## DESCRIPTION OF THE TASK
Pictures aside, quote the whole listing exactly.
[start of INFORMATION PROVIDED]
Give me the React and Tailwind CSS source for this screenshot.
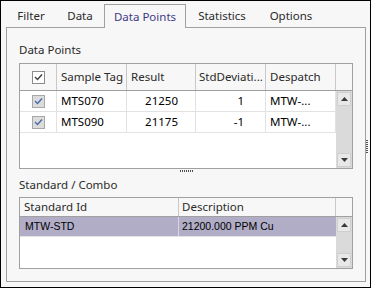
import React from "react";

const tabs = [
  { label: "Filter", w: "w-[50px]" },
  { label: "Data", w: "w-[48px]" },
  { label: "Data Points", w: "w-[82px]", active: true },
  { label: "Statistics", w: "w-[72px]" },
  { label: "Options", w: "w-[66px]" },
];

const points = [
  { tag: "MTS070", result: "21250", dev: "1", despatch: "MTW-..." },
  { tag: "MTS090", result: "21175", dev: "-1", despatch: "MTW-..." },
];

const Arrow = ({ down }) => (
  <svg width="7" height="4" viewBox="0 0 7 4">
    <path d={down ? "M0 0 H7 L3.5 4 Z" : "M0 4 H7 L3.5 0 Z"} fill="#3a3a3a" />
  </svg>
);

const ScrollBar = () => (
  <div className="w-[16px] flex flex-col justify-between bg-[#dadada] p-[1px]">
    <div className="h-[14px] flex items-center justify-center bg-[#e8e8e8] border border-[#cfcfcf]">
      <Arrow />
    </div>
    <div className="h-[14px] flex items-center justify-center bg-[#e8e8e8] border border-[#cfcfcf]">
      <Arrow down />
    </div>
  </div>
);

const CheckBox = ({ header }) =>
  header ? (
    <div className="w-[13px] h-[13px] border border-[#8c8c8c] bg-white flex items-center justify-center">
      <svg width="9" height="8" viewBox="0 0 9 8">
        <path d="M1 4 L3.5 6.5 L8 1.5" fill="none" stroke="#404040" strokeWidth="1.4" />
      </svg>
    </div>
  ) : (
    <div className="w-[13px] h-[13px] border border-[#a8a8a8] bg-[#dcdcdc] flex items-center justify-center">
      <svg width="9" height="8" viewBox="0 0 9 8">
        <path d="M1 4 L3.5 6.5 L8 1.5" fill="none" stroke="#4a6aa8" strokeWidth="1.4" />
      </svg>
    </div>
  );

export default function App() {
  return (
    <div className="relative w-[371px] h-[288px] border border-black bg-[#f7f7f7] text-[11.5px] text-[#1e1e1e] font-['Segoe_UI','Noto_Sans',sans-serif]">
      {/* tab strip */}
      <div className="flex items-end h-[26px] pl-[5px]">
        {tabs.map((t) =>
          t.active ? (
            <div
              key={t.label}
              className={`${t.w} h-[24px] -mb-px relative z-10 flex items-center justify-center border-t border-l border-r border-[#a0a0a0] bg-[#f7f7f7] text-[#3e3a86]`}
            >
              {t.label}
            </div>
          ) : (
            <div key={t.label} className={`${t.w} h-[23px] flex items-center justify-center text-[#2a2a2a]`}>
              {t.label}
            </div>
          )
        )}
      </div>

      {/* panel */}
      <div className="ml-[5px] w-[360px] h-[255px] border border-[#a0a0a0] px-[12px]">
        <div className="h-[35px] pt-[14px] leading-[16px] text-[#2a2a2a]">Data Points</div>

        {/* data points grid */}
        <div className="h-[106px] border border-[#a0a0a0] bg-white flex flex-col">
          <div className="h-[27px] flex border-b border-[#a0a0a0] bg-[#f7f7f7] text-[#2a2a2a]">
            <div className="w-[37px] border-r border-[#c8c8c8] flex items-center justify-center">
              <CheckBox header />
            </div>
            <div className="w-[70px] border-r border-[#c8c8c8] flex items-center pl-[4px] whitespace-nowrap">Sample Tag</div>
            <div className="w-[69px] border-r border-[#c8c8c8] flex items-center pl-[4px]">Result</div>
            <div className="w-[70px] border-r border-[#c8c8c8] flex items-center pl-[3px] whitespace-nowrap">StdDeviati...</div>
            <div className="w-[70px] border-r border-[#c8c8c8] flex items-center pl-[4px]">Despatch</div>
            <div className="flex-1" />
          </div>
          <div className="flex-1 flex">
            <div className="w-[316px] flex flex-col">
              {points.map((p) => (
                <div key={p.tag} className="h-[21px] flex border-b border-[#e2e2e2] text-black">
                  <div className="w-[37px] border-r border-[#e2e2e2] flex items-center justify-center">
                    <CheckBox />
                  </div>
                  <div className="w-[70px] border-r border-[#e2e2e2] flex items-center pl-[4px]">{p.tag}</div>
                  <div className="w-[69px] border-r border-[#e2e2e2] flex items-center justify-end pr-[17px]">{p.result}</div>
                  <div className="w-[70px] border-r border-[#e2e2e2] flex items-center justify-end pr-[21px]">{p.dev}</div>
                  <div className="w-[70px] border-r border-[#e2e2e2] flex items-center pl-[4px]">{p.despatch}</div>
                </div>
              ))}
            </div>
            <ScrollBar />
          </div>
        </div>

        {/* splitter + label */}
        <div className="h-[28px] flex flex-col">
          <div className="mt-[1px] h-[2px] flex justify-center gap-[1px]">
            {[0, 1, 2, 3, 4, 5, 6].map((i) => (
              <div key={i} className="w-[1px] h-[2px] bg-[#505050]" />
            ))}
          </div>
          <div className="mt-[5px] leading-[16px] text-[#2a2a2a]">Standard / Combo</div>
        </div>

        {/* standard grid */}
        <div className="h-[72px] border border-[#a0a0a0] bg-white flex flex-col">
          <div className="h-[19px] flex border-b border-[#a0a0a0] bg-[#f7f7f7] text-[#2a2a2a]">
            <div className="w-[159px] border-r border-[#c8c8c8] flex items-center pl-[4px]">Standard Id</div>
            <div className="w-[157px] border-r border-[#c8c8c8] flex items-center pl-[3px]">Description</div>
            <div className="flex-1" />
          </div>
          <div className="flex-1 flex">
            <div className="w-[316px] flex flex-col">
              <div className="h-[20px] flex border-b border-[#e2e2e2] bg-[#b1adc7] text-black text-[10.5px] font-['Liberation_Sans',Arial,sans-serif]">
                <div className="w-[159px] border-r border-[#d8d6e2] flex items-center pl-[5px]">MTW-STD</div>
                <div className="w-[157px] flex items-center pl-[3px]">21200.000 PPM Cu</div>
              </div>
            </div>
            <ScrollBar />
          </div>
        </div>
      </div>

      {/* side splitter grip */}
      <div className="absolute left-[365px] top-[139px] w-[2px] flex flex-col gap-[1px]">
        {[0, 1, 2, 3, 4, 5, 6].map((i) => (
          <div key={i} className="w-[2px] h-[1px] bg-[#505050]" />
        ))}
      </div>
    </div>
  );
}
[end of INFORMATION PROVIDED]
## SOLUTION TO THIS EXERCISE
Give me the React and Tailwind CSS source for this screenshot.
import React from "react";

const tabs = [
  { label: "Filter", w: "w-[50px]" },
  { label: "Data", w: "w-[48px]" },
  { label: "Data Points", w: "w-[82px]", active: true },
  { label: "Statistics", w: "w-[72px]" },
  { label: "Options", w: "w-[66px]" },
];

const points = [
  { tag: "MTS070", result: "21250", dev: "1", despatch: "MTW-..." },
  { tag: "MTS090", result: "21175", dev: "-1", despatch: "MTW-..." },
];

const Arrow = ({ down }) => (
  <svg width="7" height="4" viewBox="0 0 7 4">
    <path d={down ? "M0 0 H7 L3.5 4 Z" : "M0 4 H7 L3.5 0 Z"} fill="#3a3a3a" />
  </svg>
);

const ScrollBar = () => (
  <div className="w-[16px] flex flex-col justify-between bg-[#dadada] p-[1px]">
    <div className="h-[14px] flex items-center justify-center bg-[#e8e8e8] border border-[#cfcfcf]">
      <Arrow />
    </div>
    <div className="h-[14px] flex items-center justify-center bg-[#e8e8e8] border border-[#cfcfcf]">
      <Arrow down />
    </div>
  </div>
);

const CheckBox = ({ header }) =>
  header ? (
    <div className="w-[13px] h-[13px] border border-[#8c8c8c] bg-white flex items-center justify-center">
      <svg width="9" height="8" viewBox="0 0 9 8">
        <path d="M1 4 L3.5 6.5 L8 1.5" fill="none" stroke="#404040" strokeWidth="1.4" />
      </svg>
    </div>
  ) : (
    <div className="w-[13px] h-[13px] border border-[#a8a8a8] bg-[#dcdcdc] flex items-center justify-center">
      <svg width="9" height="8" viewBox="0 0 9 8">
        <path d="M1 4 L3.5 6.5 L8 1.5" fill="none" stroke="#4a6aa8" strokeWidth="1.4" />
      </svg>
    </div>
  );

export default function App() {
  return (
    <div className="relative w-[371px] h-[288px] border border-black bg-[#f7f7f7] text-[11.5px] text-[#1e1e1e] font-['Segoe_UI','Noto_Sans',sans-serif]">
      {/* tab strip */}
      <div className="flex items-end h-[26px] pl-[5px]">
        {tabs.map((t) =>
          t.active ? (
            <div
              key={t.label}
              className={`${t.w} h-[24px] -mb-px relative z-10 flex items-center justify-center border-t border-l border-r border-[#a0a0a0] bg-[#f7f7f7] text-[#3e3a86]`}
            >
              {t.label}
            </div>
          ) : (
            <div key={t.label} className={`${t.w} h-[23px] flex items-center justify-center text-[#2a2a2a]`}>
              {t.label}
            </div>
          )
        )}
      </div>

      {/* panel */}
      <div className="ml-[5px] w-[360px] h-[255px] border border-[#a0a0a0] px-[12px]">
        <div className="h-[35px] pt-[14px] leading-[16px] text-[#2a2a2a]">Data Points</div>

        {/* data points grid */}
        <div className="h-[106px] border border-[#a0a0a0] bg-white flex flex-col">
          <div className="h-[27px] flex border-b border-[#a0a0a0] bg-[#f7f7f7] text-[#2a2a2a]">
            <div className="w-[37px] border-r border-[#c8c8c8] flex items-center justify-center">
              <CheckBox header />
            </div>
            <div className="w-[70px] border-r border-[#c8c8c8] flex items-center pl-[4px] whitespace-nowrap">Sample Tag</div>
            <div className="w-[69px] border-r border-[#c8c8c8] flex items-center pl-[4px]">Result</div>
            <div className="w-[70px] border-r border-[#c8c8c8] flex items-center pl-[3px] whitespace-nowrap">StdDeviati...</div>
            <div className="w-[70px] border-r border-[#c8c8c8] flex items-center pl-[4px]">Despatch</div>
            <div className="flex-1" />
          </div>
          <div className="flex-1 flex">
            <div className="w-[316px] flex flex-col">
              {points.map((p) => (
                <div key={p.tag} className="h-[21px] flex border-b border-[#e2e2e2] text-black">
                  <div className="w-[37px] border-r border-[#e2e2e2] flex items-center justify-center">
                    <CheckBox />
                  </div>
                  <div className="w-[70px] border-r border-[#e2e2e2] flex items-center pl-[4px]">{p.tag}</div>
                  <div className="w-[69px] border-r border-[#e2e2e2] flex items-center justify-end pr-[17px]">{p.result}</div>
                  <div className="w-[70px] border-r border-[#e2e2e2] flex items-center justify-end pr-[21px]">{p.dev}</div>
                  <div className="w-[70px] border-r border-[#e2e2e2] flex items-center pl-[4px]">{p.despatch}</div>
                </div>
              ))}
            </div>
            <ScrollBar />
          </div>
        </div>

        {/* splitter + label */}
        <div className="h-[28px] flex flex-col">
          <div className="mt-[1px] h-[2px] flex justify-center gap-[1px]">
            {[0, 1, 2, 3, 4, 5, 6].map((i) => (
              <div key={i} className="w-[1px] h-[2px] bg-[#505050]" />
            ))}
          </div>
          <div className="mt-[5px] leading-[16px] text-[#2a2a2a]">Standard / Combo</div>
        </div>

        {/* standard grid */}
        <div className="h-[72px] border border-[#a0a0a0] bg-white flex flex-col">
          <div className="h-[19px] flex border-b border-[#a0a0a0] bg-[#f7f7f7] text-[#2a2a2a]">
            <div className="w-[159px] border-r border-[#c8c8c8] flex items-center pl-[4px]">Standard Id</div>
            <div className="w-[157px] border-r border-[#c8c8c8] flex items-center pl-[3px]">Description</div>
            <div className="flex-1" />
          </div>
          <div className="flex-1 flex">
            <div className="w-[316px] flex flex-col">
              <div className="h-[20px] flex border-b border-[#e2e2e2] bg-[#b1adc7] text-black text-[10.5px] font-['Liberation_Sans',Arial,sans-serif]">
                <div className="w-[159px] border-r border-[#d8d6e2] flex items-center pl-[5px]">MTW-STD</div>
                <div className="w-[157px] flex items-center pl-[3px]">21200.000 PPM Cu</div>
              </div>
            </div>
            <ScrollBar />
          </div>
        </div>
      </div>

      {/* side splitter grip */}
      <div className="absolute left-[365px] top-[139px] w-[2px] flex flex-col gap-[1px]">
        {[0, 1, 2, 3, 4, 5, 6].map((i) => (
          <div key={i} className="w-[2px] h-[1px] bg-[#505050]" />
        ))}
      </div>
    </div>
  );
}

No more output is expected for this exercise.